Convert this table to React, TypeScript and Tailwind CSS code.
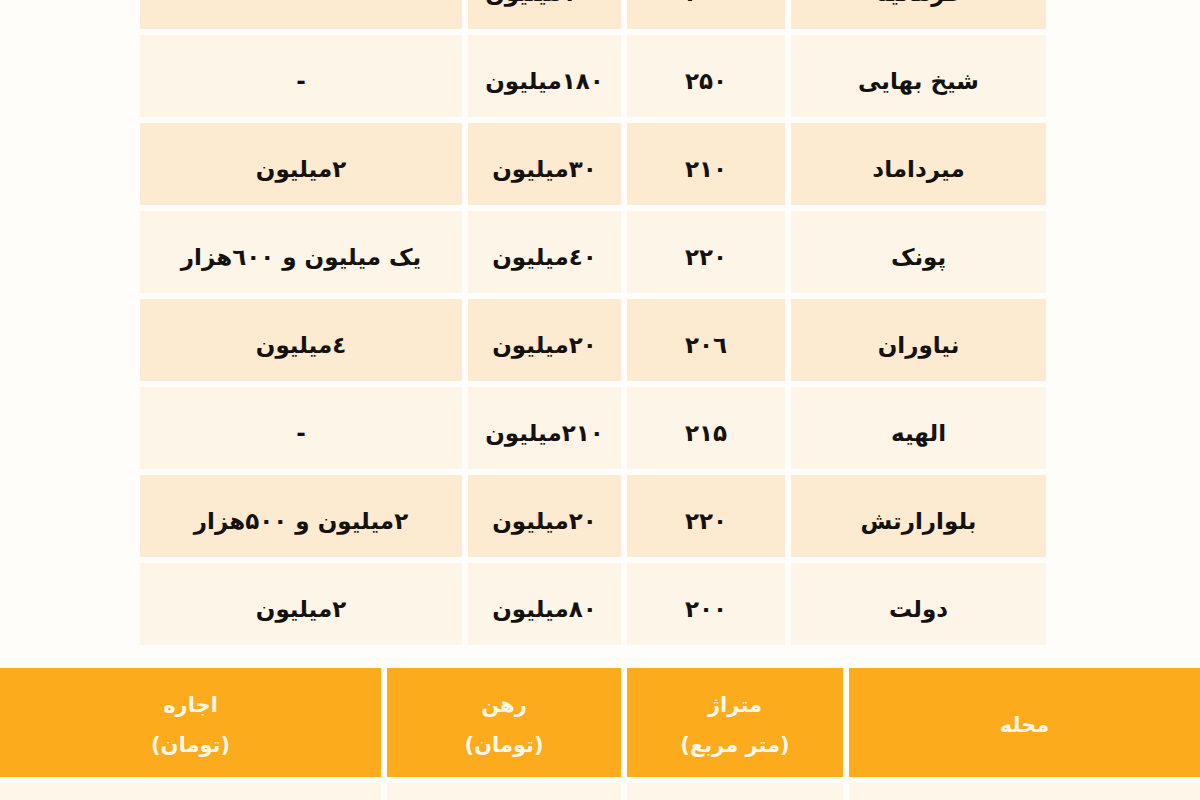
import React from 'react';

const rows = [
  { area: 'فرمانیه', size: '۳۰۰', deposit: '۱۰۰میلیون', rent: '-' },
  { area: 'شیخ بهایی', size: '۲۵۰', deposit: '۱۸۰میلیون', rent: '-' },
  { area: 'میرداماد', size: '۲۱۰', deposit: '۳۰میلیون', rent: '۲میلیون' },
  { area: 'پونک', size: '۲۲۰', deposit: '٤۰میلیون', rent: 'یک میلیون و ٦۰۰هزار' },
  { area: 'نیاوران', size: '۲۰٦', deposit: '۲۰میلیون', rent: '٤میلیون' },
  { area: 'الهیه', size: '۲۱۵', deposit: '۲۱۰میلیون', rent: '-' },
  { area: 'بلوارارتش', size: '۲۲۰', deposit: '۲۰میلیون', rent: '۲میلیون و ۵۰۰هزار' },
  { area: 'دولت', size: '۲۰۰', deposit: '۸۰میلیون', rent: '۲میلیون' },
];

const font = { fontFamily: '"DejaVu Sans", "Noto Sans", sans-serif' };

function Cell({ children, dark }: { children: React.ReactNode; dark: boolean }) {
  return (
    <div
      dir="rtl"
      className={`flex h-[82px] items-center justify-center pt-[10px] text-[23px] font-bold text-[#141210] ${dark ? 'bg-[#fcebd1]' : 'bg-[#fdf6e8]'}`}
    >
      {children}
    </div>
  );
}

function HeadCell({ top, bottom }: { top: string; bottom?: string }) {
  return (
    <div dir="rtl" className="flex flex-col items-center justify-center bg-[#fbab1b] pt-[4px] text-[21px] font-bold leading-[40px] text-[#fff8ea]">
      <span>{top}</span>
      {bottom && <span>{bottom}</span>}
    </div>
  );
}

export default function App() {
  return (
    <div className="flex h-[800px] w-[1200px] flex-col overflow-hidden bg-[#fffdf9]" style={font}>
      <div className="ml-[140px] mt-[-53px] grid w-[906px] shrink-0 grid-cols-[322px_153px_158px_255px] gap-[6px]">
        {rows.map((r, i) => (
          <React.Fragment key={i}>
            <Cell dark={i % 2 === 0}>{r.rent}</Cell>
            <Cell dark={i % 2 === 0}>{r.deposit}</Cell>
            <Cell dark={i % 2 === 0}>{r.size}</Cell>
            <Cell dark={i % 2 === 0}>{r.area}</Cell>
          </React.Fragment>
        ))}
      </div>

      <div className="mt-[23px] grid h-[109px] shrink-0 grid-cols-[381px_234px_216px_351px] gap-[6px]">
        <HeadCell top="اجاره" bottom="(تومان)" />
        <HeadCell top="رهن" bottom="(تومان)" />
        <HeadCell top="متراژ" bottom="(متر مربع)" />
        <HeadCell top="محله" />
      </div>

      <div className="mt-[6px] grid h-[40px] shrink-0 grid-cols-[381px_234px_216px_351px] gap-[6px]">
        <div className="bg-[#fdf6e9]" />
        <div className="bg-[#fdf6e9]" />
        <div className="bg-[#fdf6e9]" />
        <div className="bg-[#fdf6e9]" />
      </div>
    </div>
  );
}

> OBJECTIVE: Output the lines above in full and exactly as given, omitting any pictures.

> OUTPUT BELOW:
Convert this table to React, TypeScript and Tailwind CSS code.
import React from 'react';

const rows = [
  { area: 'فرمانیه', size: '۳۰۰', deposit: '۱۰۰میلیون', rent: '-' },
  { area: 'شیخ بهایی', size: '۲۵۰', deposit: '۱۸۰میلیون', rent: '-' },
  { area: 'میرداماد', size: '۲۱۰', deposit: '۳۰میلیون', rent: '۲میلیون' },
  { area: 'پونک', size: '۲۲۰', deposit: '٤۰میلیون', rent: 'یک میلیون و ٦۰۰هزار' },
  { area: 'نیاوران', size: '۲۰٦', deposit: '۲۰میلیون', rent: '٤میلیون' },
  { area: 'الهیه', size: '۲۱۵', deposit: '۲۱۰میلیون', rent: '-' },
  { area: 'بلوارارتش', size: '۲۲۰', deposit: '۲۰میلیون', rent: '۲میلیون و ۵۰۰هزار' },
  { area: 'دولت', size: '۲۰۰', deposit: '۸۰میلیون', rent: '۲میلیون' },
];

const font = { fontFamily: '"DejaVu Sans", "Noto Sans", sans-serif' };

function Cell({ children, dark }: { children: React.ReactNode; dark: boolean }) {
  return (
    <div
      dir="rtl"
      className={`flex h-[82px] items-center justify-center pt-[10px] text-[23px] font-bold text-[#141210] ${dark ? 'bg-[#fcebd1]' : 'bg-[#fdf6e8]'}`}
    >
      {children}
    </div>
  );
}

function HeadCell({ top, bottom }: { top: string; bottom?: string }) {
  return (
    <div dir="rtl" className="flex flex-col items-center justify-center bg-[#fbab1b] pt-[4px] text-[21px] font-bold leading-[40px] text-[#fff8ea]">
      <span>{top}</span>
      {bottom && <span>{bottom}</span>}
    </div>
  );
}

export default function App() {
  return (
    <div className="flex h-[800px] w-[1200px] flex-col overflow-hidden bg-[#fffdf9]" style={font}>
      <div className="ml-[140px] mt-[-53px] grid w-[906px] shrink-0 grid-cols-[322px_153px_158px_255px] gap-[6px]">
        {rows.map((r, i) => (
          <React.Fragment key={i}>
            <Cell dark={i % 2 === 0}>{r.rent}</Cell>
            <Cell dark={i % 2 === 0}>{r.deposit}</Cell>
            <Cell dark={i % 2 === 0}>{r.size}</Cell>
            <Cell dark={i % 2 === 0}>{r.area}</Cell>
          </React.Fragment>
        ))}
      </div>

      <div className="mt-[23px] grid h-[109px] shrink-0 grid-cols-[381px_234px_216px_351px] gap-[6px]">
        <HeadCell top="اجاره" bottom="(تومان)" />
        <HeadCell top="رهن" bottom="(تومان)" />
        <HeadCell top="متراژ" bottom="(متر مربع)" />
        <HeadCell top="محله" />
      </div>

      <div className="mt-[6px] grid h-[40px] shrink-0 grid-cols-[381px_234px_216px_351px] gap-[6px]">
        <div className="bg-[#fdf6e9]" />
        <div className="bg-[#fdf6e9]" />
        <div className="bg-[#fdf6e9]" />
        <div className="bg-[#fdf6e9]" />
      </div>
    </div>
  );
}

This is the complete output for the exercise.